# Task to complete
Report every line in the listing that contains the string "React".

== == ==

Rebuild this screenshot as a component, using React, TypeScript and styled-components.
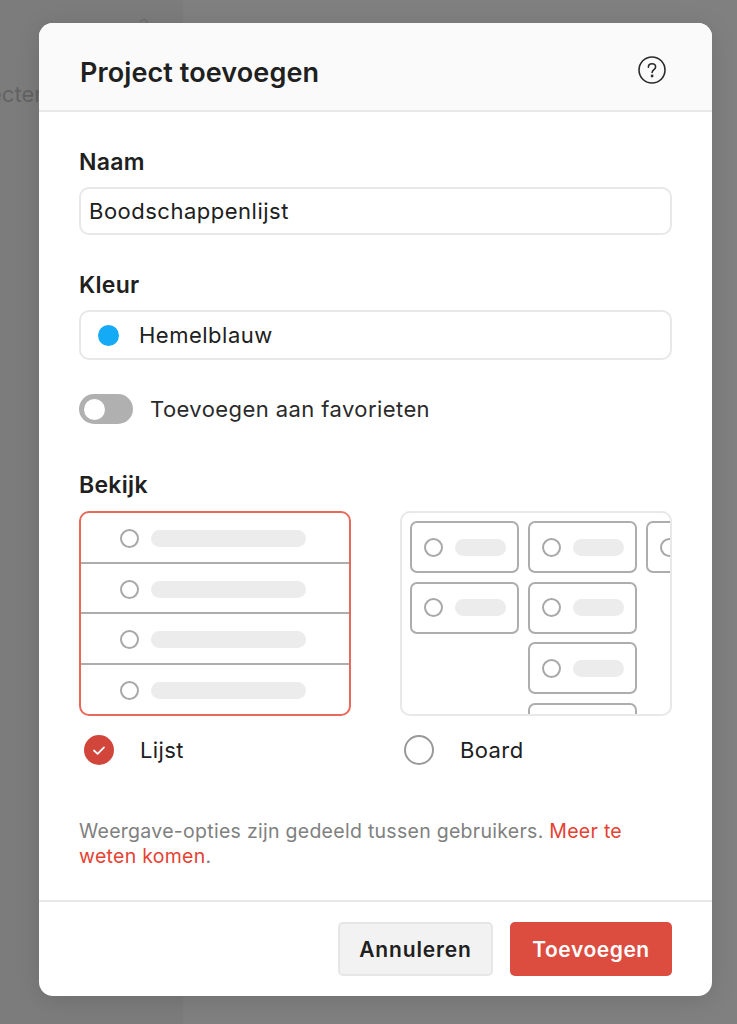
import React from "react";
import styled, { createGlobalStyle } from "styled-components";

const Global = createGlobalStyle`
  html, body { margin: 0; padding: 0; height: 100%; background: #808080; }
  body { font-family: Inter, "Liberation Sans", sans-serif; color: #202020; overflow: hidden; }
  * { box-sizing: border-box; }
`;

const Page = styled.div`
  position: relative;
  width: 737px;
  height: 1024px;
  overflow: hidden;
  display: flex;
  background: #808080;
`;

const Sidebar = styled.aside`
  width: 183px;
  height: 100%;
  background: #7c7c7c;
  color: #3a3a3a;
  font-size: 22px;
`;

const SideRow = styled.div`
  display: flex;
  justify-content: space-between;
  height: 24px;
  margin: 13px 34px 0 -13px;
  line-height: 24px;
`;

const SideCount = styled.span`
  font-size: 16px;
  color: #6e6e6e;
`;

const SideMuted = styled.div`
  margin: 45px 0 0 -11px;
  font-size: 22px;
  line-height: 24px;
  color: #636363;
  white-space: nowrap;
`;

const Modal = styled.div`
  position: absolute;
  left: 39px;
  top: 23px;
  width: 673px;
  height: 973px;
  background: #fff;
  border-radius: 14px;
  overflow: hidden;
  display: flex;
  flex-direction: column;
  box-shadow: 0 4px 24px rgba(0, 0, 0, 0.12);
`;

const Header = styled.header`
  height: 89px;
  flex: none;
  display: flex;
  align-items: center;
  justify-content: space-between;
  padding: 0 46px 0 41px;
  background: #fafafa;
  border-bottom: 2px solid #e8e8e8;
`;

const Title = styled.h1`
  margin: 12px 0 0;
  font-size: 27px;
  line-height: 32px;
  font-weight: 600;
  letter-spacing: 0.1px;
  color: #202020;
`;

const HelpSlot = styled.span`
  display: flex;
  margin-top: 6px;
`;

const Body = styled.div`
  flex: 1;
  padding: 37px 40px 0 40px;
  display: flex;
  flex-direction: column;
`;

const Label = styled.div<{ $gap?: number }>`
  margin-top: ${(p) => p.$gap ?? 0}px;
  font-size: 23px;
  line-height: 26px;
  font-weight: 600;
  letter-spacing: 0.3px;
  color: #202020;
`;

const Field = styled.div<{ $h: number; $gap: number }>`
  height: ${(p) => p.$h}px;
  margin-top: ${(p) => p.$gap}px;
  display: flex;
  align-items: center;
  padding: 0 8px;
  border: 2px solid #e8e8e8;
  border-radius: 10px;
  font-size: 22px;
  letter-spacing: 0.5px;
  color: #202020;
`;

const Swatch = styled.span`
  width: 21px;
  height: 21px;
  margin: 0 20px 0 9px;
  border-radius: 50%;
  background: #14aaf5;
`;

const ToggleRow = styled.div`
  display: flex;
  align-items: center;
  gap: 17px;
  margin-top: 34px;
  font-size: 22px;
  letter-spacing: 0.42px;
  color: #2a2a2a;
`;

const Toggle = styled.span`
  width: 54px;
  height: 30px;
  padding: 0 5px;
  border-radius: 15px;
  background: #b0b0b0;
  display: flex;
  align-items: center;
`;

const Knob = styled.span`
  width: 21px;
  height: 21px;
  border-radius: 50%;
  background: #fff;
`;

const Views = styled.div`
  display: grid;
  grid-template-columns: 272px 272px;
  justify-content: space-between;
  margin-top: 13px;
`;

const Preview = styled.div<{ $on?: boolean }>`
  height: 205px;
  border: 2px solid ${(p) => (p.$on ? "#e8685b" : "#e8e8e8")};
  border-radius: 10px;
  overflow: hidden;
`;

const ListRow = styled.div`
  height: 50.5px;
  display: flex;
  align-items: center;
  gap: 12px;
  padding: 3px 0 0 39px;
  border-bottom: 2px solid #adadad;
  &:last-child { border-bottom-color: transparent; }
`;

const Dot = styled.span`
  width: 19px;
  height: 19px;
  flex: none;
  border: 2px solid #a8a8a8;
  border-radius: 50%;
  background: #fff;
`;

const Bar = styled.span<{ $w: number }>`
  width: ${(p) => p.$w}px;
  height: 17px;
  flex: none;
  border-radius: 9px;
  background: #ececec;
`;

const Board = styled(Preview)`
  display: flex;
  gap: 9px;
  padding: 8px 0 0 8px;
`;

const Column = styled.div`
  width: 109px;
  flex: none;
  display: flex;
  flex-direction: column;
  gap: 8.6px;
`;

const Card = styled.div`
  height: 52px;
  flex: none;
  display: flex;
  align-items: center;
  gap: 12px;
  padding-left: 12px;
  border: 2px solid #adadad;
  border-radius: 7px;
`;

const Choice = styled.div`
  display: flex;
  align-items: center;
  height: 30px;
  margin-top: 19px;
  font-size: 22px;
  letter-spacing: 0.4px;
  color: #202020;
`;

const RadioSlot = styled.span<{ $inset: number; $width: number }>`
  width: ${(p) => p.$width}px;
  padding-left: ${(p) => p.$inset}px;
  display: flex;
`;

const Radio = styled.span<{ $on?: boolean }>`
  width: 30px;
  height: 30px;
  border-radius: 50%;
  display: flex;
  align-items: center;
  justify-content: center;
  background: ${(p) => (p.$on ? "#d1453b" : "#fff")};
  border: ${(p) => (p.$on ? "none" : "2px solid #999")};
`;

const Note = styled.p`
  margin: 54px 30px 0 0;
  font-size: 19.5px;
  line-height: 25px;
  letter-spacing: 0.28px;
  color: #808080;
`;

const NoteLink = styled.span`
  color: #e44232;
`;

const Footer = styled.footer`
  height: 96px;
  flex: none;
  display: flex;
  align-items: center;
  justify-content: flex-end;
  gap: 17px;
  padding: 0 40px 0 0;
  border-top: 2px solid #e8e8e8;
`;

const Button = styled.button<{ $primary?: boolean }>`
  height: 54px;
  width: ${(p) => (p.$primary ? 162 : 155)}px;
  padding: 0;
  border-radius: 5px;
  font-family: Inter, "Liberation Sans", sans-serif;
  font-size: 21px;
  font-weight: 600;
  letter-spacing: ${(p) => (p.$primary ? 0.55 : 0.85)}px;
  color: ${(p) => (p.$primary ? "#fff" : "#202020")};
  background: ${(p) => (p.$primary ? "#dc4c3f" : "#f2f2f2")};
  border: ${(p) => (p.$primary ? "none" : "2px solid #e6e6e6")};
`;

const Help = () => (
  <svg width="28" height="28" viewBox="0 0 28 28" fill="none" stroke="#2b2b2b" strokeWidth="1.6" strokeLinecap="round">
    <circle cx="14" cy="14" r="13" />
    <path d="M10.4 11.2c0-2.1 1.6-3.4 3.6-3.4s3.6 1.3 3.6 3.1c0 2.6-3.5 2.7-3.5 5.5" />
    <circle cx="14.1" cy="20" r="0.6" fill="#2b2b2b" />
  </svg>
);

const Check = () => (
  <svg width="14" height="11" viewBox="0 0 14 11" fill="none" stroke="#fff" strokeWidth="1.8" strokeLinecap="round" strokeLinejoin="round">
    <path d="M2 5.5 5.6 8.8 12 2.4" />
  </svg>
);

const MiniCard = () => (
  <Card>
    <Dot />
    <Bar $w={51} />
  </Card>
);

const boardColumns = [2, 4, 1];

export default function App() {
  return (
    <Page>
      <Global />
      <Sidebar>
        <SideRow>
          <span>n</span>
          <SideCount>3</SideCount>
        </SideRow>
        <SideMuted>ecter</SideMuted>
      </Sidebar>
      <Modal>
        <Header>
          <Title>Project toevoegen</Title>
          <HelpSlot>
            <Help />
          </HelpSlot>
        </Header>
        <Body>
          <Label>Naam</Label>
          <Field $h={48} $gap={12}>Boodschappenlijst</Field>
          <Label $gap={37}>Kleur</Label>
          <Field $h={50} $gap={12}>
            <Swatch />
            Hemelblauw
          </Field>
          <ToggleRow>
            <Toggle>
              <Knob />
            </Toggle>
            Toevoegen aan favorieten
          </ToggleRow>
          <Label $gap={48}>Bekijk</Label>
          <Views>
            <div>
              <Preview $on>
                {[0, 1, 2, 3].map((i) => (
                  <ListRow key={i}>
                    <Dot />
                    <Bar $w={155} />
                  </ListRow>
                ))}
              </Preview>
              <Choice>
                <RadioSlot $inset={5} $width={61}>
                  <Radio $on>
                    <Check />
                  </Radio>
                </RadioSlot>
                Lijst
              </Choice>
            </div>
            <div>
              <Board>
                {boardColumns.map((n, c) => (
                  <Column key={c}>
                    {Array.from({ length: n }, (_, i) => (
                      <MiniCard key={i} />
                    ))}
                  </Column>
                ))}
              </Board>
              <Choice>
                <RadioSlot $inset={4} $width={60}>
                  <Radio />
                </RadioSlot>
                Board
              </Choice>
            </div>
          </Views>
          <Note>
            Weergave-opties zijn gedeeld tussen gebruikers. <NoteLink>Meer te weten komen</NoteLink>.
          </Note>
        </Body>
        <Footer>
          <Button>Annuleren</Button>
          <Button $primary>Toevoegen</Button>
        </Footer>
      </Modal>
    </Page>
  );
}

== == ==

# Exercise output
Rebuild this screenshot as a component, using React, TypeScript and styled-components.
import React from "react";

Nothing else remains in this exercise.